The library provides several predefined optimizer functions:

from decent_dp.optim import (
    optim_fn_adam,
    optim_fn_adamw,
    optim_fn_accum_adam,
    optim_fn_accum_adamw
)

# Use directly
ddp_model = DecentDP(model, optim_fn=optim_fn_adamw)

# Or customize hyperparameters with partial
from functools import partial

custom_adamw = partial(
    optim_fn_adamw,
    lr=0.001,
    weight_decay=0.01
)

ddp_model = DecentDP(model, optim_fn=custom_adamw)
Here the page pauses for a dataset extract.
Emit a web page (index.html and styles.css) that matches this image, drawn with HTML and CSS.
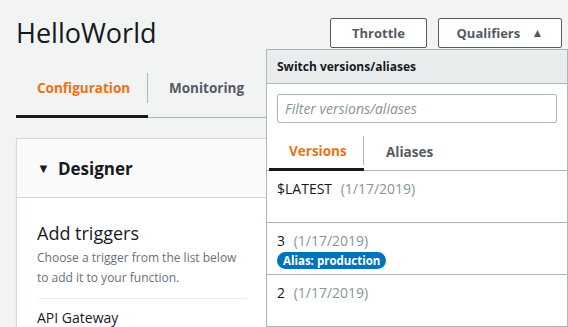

Custom Optimizer Functions

You can create your own optimizer functions:

def my_optim_fn(params):
    """Create a custom optimizer for the given parameters.

    Args:
        params: List of (name, tensor) tuples

    Returns:
        torch.optim.Optimizer: Configured optimizer instance
    """
    return torch.optim.SGD(
        [p for _, p in params],
        lr=0.01,
        momentum=0.9
    )

ddp_model = DecentDP(model, optim_fn=my_optim_fn)

Training Loop

The training loop with DecentDP is similar to standard PyTorch but with some key differences:

# Training loop
for epoch in range(num_epochs):
    ddp_model.train()
    for batch_idx, (data, target) in enumerate(train_loader):
        data, target = data.cuda(), target.cuda()

        # Forward pass
        output = ddp_model(data)
        loss = criterion(output, target)

        # Backward pass
        ddp_model.zero_grad()
        loss.backward()
        # Note: No need to call optimizer.step() - DecentDP handles this automatically

    # Evaluation
    ddp_model.eval()
    with torch.no_grad():
        for data, target in val_loader:
            data, target = data.cuda(), target.cuda()
            output = ddp_model(data)
            val_loss = criterion(output, target)

Gradient Accumulation

To enable gradient accumulation:

# Enable gradient accumulation
ddp_model.set_accumulate_grad(True)

# Accumulate gradients over multiple batches
for i in range(accumulation_steps):
    output = ddp_model(data)
    loss = criterion(output, target) / accumulation_steps
    loss.backward()

# Disable gradient accumulation and perform update
ddp_model.set_accumulate_grad(False)

Communication Topologies

DecentDP supports various communication topologies that define how workers interact:

complete: All workers communicate with each other
ring: Workers form a ring and communicate with neighbors
one-peer-exp: Exponential communication pattern
alternating-exp-ring: Alternates between exponential and ring patterns

For more details on topologies, see the Topology Design tutorial.

Advanced Configuration

Bucket Size

Control the size of parameter buckets for communication:

ddp_model = DecentDP(
    model,
    optim_fn=optim_fn_adamw,
    bucket_size_in_mb=50  # Larger buckets for fewer communications
)

Gradient Clipping

Apply gradient clipping during training:

ddp_model = DecentDP(
    model,
    optim_fn=optim_fn_adamw,
    grad_clip_norm=1.0  # Clip gradients to norm 1.0
)

Mixed Precision Training

Use gradient scaling for mixed precision training:

from torch.cuda.amp import GradScaler

scaler = GradScaler()
ddp_model = DecentDP(
    model,
    optim_fn=optim_fn_adamw,
    scaler=scaler
)

Performance Considerations

Bucket Size: Larger buckets reduce communication overhead but may increase memory usage
Topology Selection: Different topologies have different communication and convergence characteristics
Gradient Accumulation: Useful for simulating larger batch sizes without memory constraints
Mixed Precision: Can significantly reduce memory usage and improve training speed

Troubleshooting

Common Issues

"Distributed environment is not initialized": Make sure to call dist.init_process_group() before creating DecentDP instances
Parameter order mismatch: Ensure all workers have the same model architecture and parameter ordering
Memory issues: Try reducing bucket size or using gradient accumulation

Debugging Tips

Enable logging to see detailed information about the initialization and training process:

import logging
logging.basicConfig(level=logging.DEBUG)

This will show information about parameter bucketing, communication patterns, and other internal operations.